Ergenlerde Karşılaştırma Kültürü ve Benlik Değeri

Karşılaştırma, gelişimsel olarak doğal bir süreç olmakla birlikte yoğunlaştığında benlik değerini olumsuz etkileyebilir.
Ergenler akademik başarı, fiziksel görünüm, sosyal ilişkiler ve popülerlik gibi alanlarda kendilerini akranlarıyla kıyaslar.
Bu kıyaslamalar çoğu zaman gerçekçi olmayan ölçütler üzerinden yapılır. Özellikle sosyal medya, karşılaştırma kültürünü
derinleştiren önemli bir faktördür. Ergen, başkalarının seçilmiş ve idealize edilmiş anlarını kendi günlük gerçekliğiyle
karşılaştırdığında yetersizlik ve değersizlik hisleri ortaya çıkabilir.

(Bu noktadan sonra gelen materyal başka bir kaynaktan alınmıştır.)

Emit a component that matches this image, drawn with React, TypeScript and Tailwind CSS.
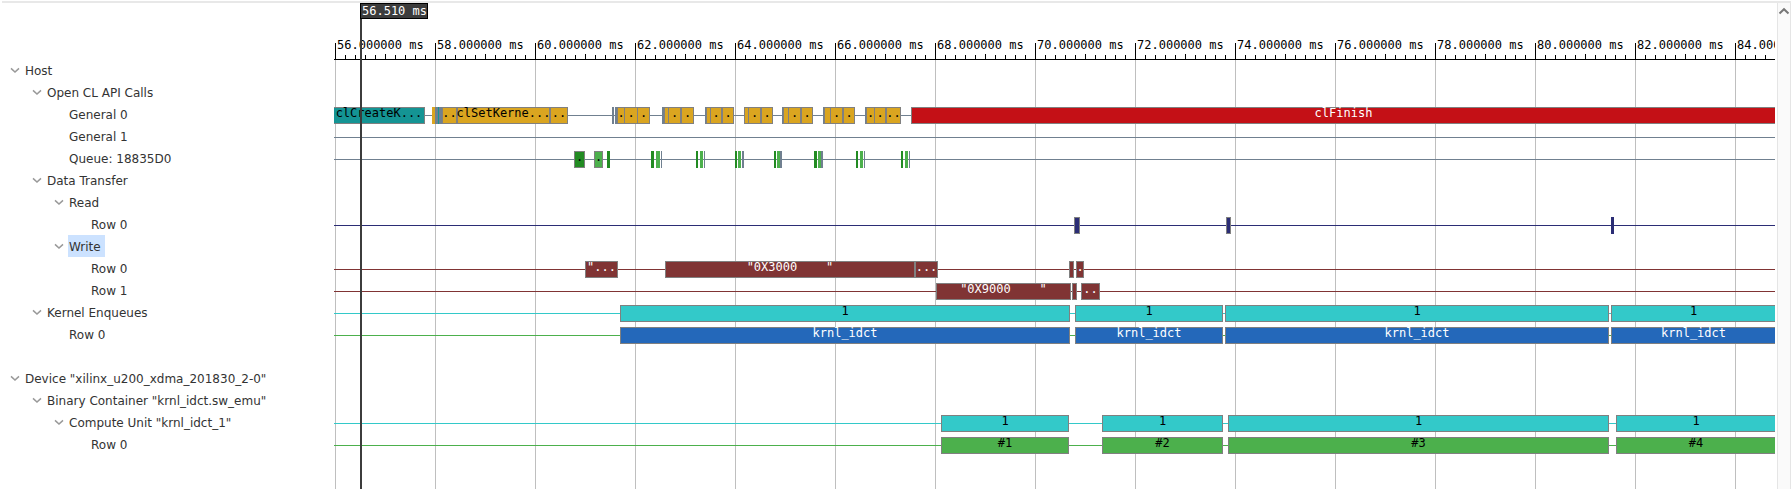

Sürekli karşılaştırmaya maruz kalan ergenlerde “Ben yeterli değilim”, “Başkaları benden daha iyi” gibi olumsuz
otomatik düşünceler gelişebilir. Bu düşünceler zamanla benlik değerinin dış onaya bağımlı hale gelmesine neden olur.
Ergen, kendini değerli hissetmek için başkalarının beğenisine, onayına ve başarısına ihtiyaç duymaya başlar.
Karşılaştırma kültürü, kaygı ve depresif belirtilerle de yakından ilişkilidir. Başkalarının başarıları karşısında
yoğun kıskançlık, utanç ve umutsuzluk duyguları yaşanabilir. Bazı ergenler bu duygularla başa çıkabilmek için
aşırı mükemmeliyetçi davranışlar geliştirirken, bazıları ise tamamen geri çekilerek çaba göstermekten vazgeçebilir.
Aile tutumları, ergenin karşılaştırmaya bakışını önemli ölçüde etkiler. Sürekli başkalarıyla kıyaslanan ya da
başarı üzerinden değerlendirilen ergenlerde benlik değeri kırılgan hale gelir. Buna karşılık, çabanın takdir edildiği,
hataların öğrenme fırsatı olarak görüldüğü aile ortamlarında ergen daha sağlam bir özdeğer algısı geliştirir.
Terapötik süreçte amaç, ergenin kendi içsel değer ölçütlerini oluşturmasını desteklemektir.
Bilişsel yeniden yapılandırma çalışmaları ile karşılaştırmaya dayalı düşünce kalıpları ele alınır.
Ergenin güçlü yönleri görünür kılınır ve öz-şefkat becerileri geliştirilir.
“Başkalarıyla değil, kendimle kıyaslanabilirim” anlayışı güçlendirilir.
Aynı zamanda sosyal medya kullanımı üzerine farkındalık çalışmaları yapılır.
Ergenin dijital ortamlarda maruz kaldığı içerikleri eleştirel süzgeçten geçirebilmesi sağlanır.
Gerçeklik ile sunulan ideal imgeler arasındaki farkın anlaşılması, karşılaştırmanın etkisini azaltır.
Sonuç olarak, ergenlerde karşılaştırma kültürü benlik değeri üzerinde güçlü bir etkiye sahiptir.
Doğru aile tutumları ve terapötik destekle ergen, kendi değerini dış onaydan bağımsız olarak inşa edebilir.
Bu da daha dengeli, özgüvenli ve psikolojik olarak dayanıklı bir birey olmanın temelini oluşturur.